▶ _Problem details_: Select, from the data, each line where "components" occurs.

▶ _Information provided_:
§
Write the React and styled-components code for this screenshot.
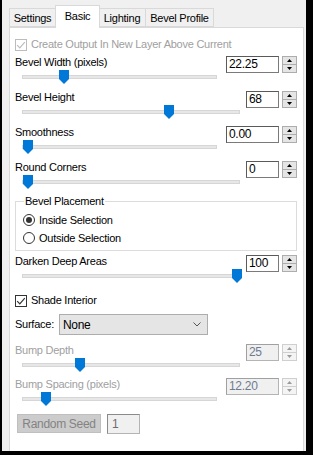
import styled, { createGlobalStyle } from "styled-components";

const Global = createGlobalStyle`
  html, body {
    margin: 0;
    padding: 0;
    background: #000;
  }
  body {
    font-family: "Liberation Sans", Arial, sans-serif;
    font-size: 11px;
    letter-spacing: -0.25px;
    color: #000;
  }
`;

const Frame = styled.div`
  width: 313px;
  height: 455px;
  box-sizing: border-box;
  background: #f0f0f0;
  border-left: 2px solid #000;
  border-right: 7px solid #000;
  border-bottom: 4px solid #000;
  display: flex;
  flex-direction: column;
`;

const Tabs = styled.div`
  display: flex;
  align-items: flex-end;
  padding: 5px 0 0 7px;
  position: relative;
  z-index: 1;
`;

const Tab = styled.div`
  width: ${(p) => p.$w}px;
  height: ${(p) => (p.$active ? 23 : 19)}px;
  box-sizing: border-box;
  display: flex;
  align-items: ${(p) => (p.$active ? "flex-start" : "center")};
  padding-top: ${(p) => (p.$active ? 4 : 0)}px;
  justify-content: center;
  background: ${(p) => (p.$active ? "#fff" : "#f0f0f0")};
  border: 1px solid #d9d9d9;
  border-bottom: ${(p) => (p.$active ? "none" : "1px solid #d9d9d9")};
  margin: 0 ${(p) => (p.$active ? -1 : 0)}px ${(p) => (p.$active ? -1 : 0)}px;
  border-left-width: ${(p) => (p.$first ? 1 : 0)}px;
  ${(p) => p.$active && "border-left-width: 1px; position: relative; z-index: 2;"}
`;

const Panel = styled.div`
  flex: 1;
  margin: 0 2px 0 7px;
  background: #fff;
  border: 1px solid #d9d9d9;
  border-bottom: none;
  padding: 0 6px 0 5px;
  display: flex;
  flex-direction: column;
`;

const CheckRow = styled.label`
  display: flex;
  align-items: center;
  gap: 4px;
  line-height: 15px;
  height: 15px;
  margin-top: ${(p) => p.$mt}px;
  color: ${(p) => (p.$disabled ? "#a0a0a0" : "#000")};
`;

const Box = styled.span`
  width: 12px;
  height: 12px;
  box-sizing: border-box;
  border: 1px solid ${(p) => (p.$disabled ? "#bcbcbc" : "#333")};
  background: #fff;
  display: flex;
  align-items: center;
  justify-content: center;
`;

const Control = styled.div`
  display: grid;
  grid-template-columns: 1fr auto;
  grid-template-rows: 15px 14px;
  margin-top: ${(p) => p.$mt}px;
`;

const Label = styled.div`
  line-height: 15px;
  color: ${(p) => (p.$disabled ? "#a0a0a0" : "#000")};
  white-space: nowrap;
`;

const SliderRow = styled.div`
  grid-row: 2;
  grid-column: 1;
  padding-left: 7px;
`;

const Track = styled.div`
  position: relative;
  width: ${(p) => p.$w}px;
  height: 4px;
  box-sizing: border-box;
  margin-top: 5px;
  background: #e7e7e7;
  border: 1px solid #d6d6d6;
`;

const Thumb = styled.svg`
  position: absolute;
  top: -6px;
  display: block;
`;

const Spin = styled.div`
  grid-column: 2;
  grid-row: 1 / span 2;
  align-self: start;
  margin-top: 1px;
  display: flex;
  gap: 3px;
`;

const SpinInput = styled.div`
  width: ${(p) => p.$w}px;
  height: 17px;
  box-sizing: border-box;
  border: 1px solid ${(p) => (p.$disabled ? "#b4b4b4" : "#7a7a7a")};
  border-top-color: ${(p) => (p.$disabled ? "#a0a0a0" : "#5a5a5a")};
  border-left-color: ${(p) => (p.$disabled ? "#a0a0a0" : "#5a5a5a")};
  background: ${(p) => (p.$disabled ? "#f0f0f0" : "#fff")};
  color: ${(p) => (p.$disabled ? "#6d7a90" : "#000")};
  font-size: 12px;
  letter-spacing: -0.3px;
  line-height: 15px;
  padding-left: 2px;
`;

const SpinButtons = styled.div`
  display: flex;
  flex-direction: column;
  width: 15px;
  height: 17px;
`;

const SpinButton = styled.div`
  flex: 1;
  box-sizing: border-box;
  border: 1px solid ${(p) => (p.$disabled ? "#cfcfcf" : "#adadad")};
  background: ${(p) => (p.$disabled ? "#f4f4f4" : "#e5e5e5")};
  display: flex;
  align-items: center;
  justify-content: center;
  & + & {
    border-top: none;
  }
`;

const Group = styled.fieldset`
  margin: ${(p) => p.$mt}px 0 0;
  padding: 2px 0 3px 7px;
  border: 1px solid #dcdcdc;
  min-width: 0;
`;

const Legend = styled.legend`
  padding: 0 1px;
  margin-left: 1px;
  line-height: 15px;
`;

const RadioRow = styled.label`
  display: flex;
  align-items: center;
  gap: 4px;
  height: 18px;
`;

const RadioDot = styled.span`
  width: 12px;
  height: 12px;
  box-sizing: border-box;
  border-radius: 50%;
  border: 1px solid #333;
  background: #fff;
  display: flex;
  align-items: center;
  justify-content: center;
  &::after {
    content: "";
    width: 6px;
    height: 6px;
    border-radius: 50%;
    background: ${(p) => (p.$checked ? "#333" : "transparent")};
  }
`;

const SurfaceRow = styled.div`
  display: flex;
  align-items: center;
  gap: 5px;
  height: 21px;
  margin-top: ${(p) => p.$mt}px;
`;

const Select = styled.div`
  width: 149px;
  height: 21px;
  box-sizing: border-box;
  border: 1px solid #adadad;
  background: #e5e5e5;
  display: flex;
  align-items: center;
  justify-content: space-between;
  padding: 0 6px 0 3px;
  font-size: 12px;
  letter-spacing: -0.3px;
`;

const ButtonRow = styled.div`
  display: flex;
  gap: 6px;
  margin: ${(p) => p.$mt}px 0 0 2px;
`;

const Button = styled.div`
  width: 84px;
  height: 19px;
  box-sizing: border-box;
  border: 1px solid #bfbfbf;
  background: #cccccc;
  color: #838383;
  font-size: 12px;
  letter-spacing: -0.3px;
  display: flex;
  align-items: center;
  justify-content: center;
`;

const SeedInput = styled.div`
  width: 33px;
  height: 20px;
  box-sizing: border-box;
  border: 1px solid #b4b4b4;
  border-top-color: #8a8a8a;
  border-left-color: #8a8a8a;
  background: #f0f0f0;
  color: #6d6d6d;
  font-size: 12px;
  line-height: 18px;
  padding-left: 4px;
`;

const Check = ({ disabled }) => (
  <Box $disabled={disabled}>
    <svg width="10" height="10" viewBox="0 0 10 10">
      <path
        d="M1.2 5.2 L3.8 7.8 L8.8 2.2"
        fill="none"
        stroke={disabled ? "#bcbcbc" : "#333"}
        strokeWidth="1.2"
      />
    </svg>
  </Box>
);

const Arrow = ({ up, disabled }) => (
  <svg width="5" height="3" viewBox="0 0 5 3">
    <path
      d={up ? "M0 3 L2.5 0 L5 3 Z" : "M0 0 L2.5 3 L5 0 Z"}
      fill={disabled ? "#9a9a9a" : "#000"}
    />
  </svg>
);

const SliderControl = ({ label, value, pos, wide, disabled, mt }) => (
  <Control $mt={mt}>
    <Label $disabled={disabled}>{label}</Label>
    <SliderRow>
      <Track $w={wide ? 195 : 218}>
        <Thumb width="10" height="14" viewBox="0 0 10 14" style={{ left: pos }}>
          <path d="M0 0 H10 V9 L5 14 L0 9 Z" fill="#0078d7" />
        </Thumb>
      </Track>
    </SliderRow>
    <Spin>
      <SpinInput $w={wide ? 53 : 33} $disabled={disabled}>
        {value}
      </SpinInput>
      <SpinButtons>
        <SpinButton $disabled={disabled}>
          <Arrow up disabled={disabled} />
        </SpinButton>
        <SpinButton $disabled={disabled}>
          <Arrow disabled={disabled} />
        </SpinButton>
      </SpinButtons>
    </Spin>
  </Control>
);

export default function App() {
  return (
    <>
      <Global />
      <Frame>
        <Tabs>
          <Tab $w={47} $first>Settings</Tab>
          <Tab $w={45} $active>Basic</Tab>
          <Tab $w={47}>Lighting</Tab>
          <Tab $w={68}>Bevel Profile</Tab>
        </Tabs>
        <Panel>
          <CheckRow $mt={9} $disabled>
            <Check disabled />
            Create Output In New Layer Above Current
          </CheckRow>
          <SliderControl mt={3} label="Bevel Width (pixels)" value="22.25" pos={36} wide />
          <SliderControl mt={6} label="Bevel Height" value="68" pos={141} />
          <SliderControl mt={6} label="Smoothness" value="0.00" pos={0} wide />
          <SliderControl mt={6} label="Round Corners" value="0" pos={0} />
          <Group $mt={5}>
            <Legend>Bevel Placement</Legend>
            <RadioRow>
              <RadioDot $checked />
              Inside Selection
            </RadioRow>
            <RadioRow>
              <RadioDot />
              Outside Selection
            </RadioRow>
          </Group>
          <SliderControl mt={3} label="Darken Deep Areas" value="100" pos={209} />
          <CheckRow $mt={10}>
            <Check />
            Shade Interior
          </CheckRow>
          <SurfaceRow $mt={6}>
            <Label>Surface:</Label>
            <Select>
              None
              <svg width="8" height="5" viewBox="0 0 8 5">
                <path d="M0.5 0.5 L4 4 L7.5 0.5" fill="none" stroke="#555" />
              </svg>
            </Select>
          </SurfaceRow>
          <SliderControl mt={8} label="Bump Depth" value="25" pos={52} disabled />
          <SliderControl mt={5} label="Bump Spacing (pixels)" value="12.20" pos={18} wide disabled />
          <ButtonRow $mt={8}>
            <Button>Random Seed</Button>
            <SeedInput>1</SeedInput>
          </ButtonRow>
        </Panel>
      </Frame>
    </>
  );
}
§
▶ _Worked solution_:
Write the React and styled-components code for this screenshot.
import styled, { createGlobalStyle } from "styled-components";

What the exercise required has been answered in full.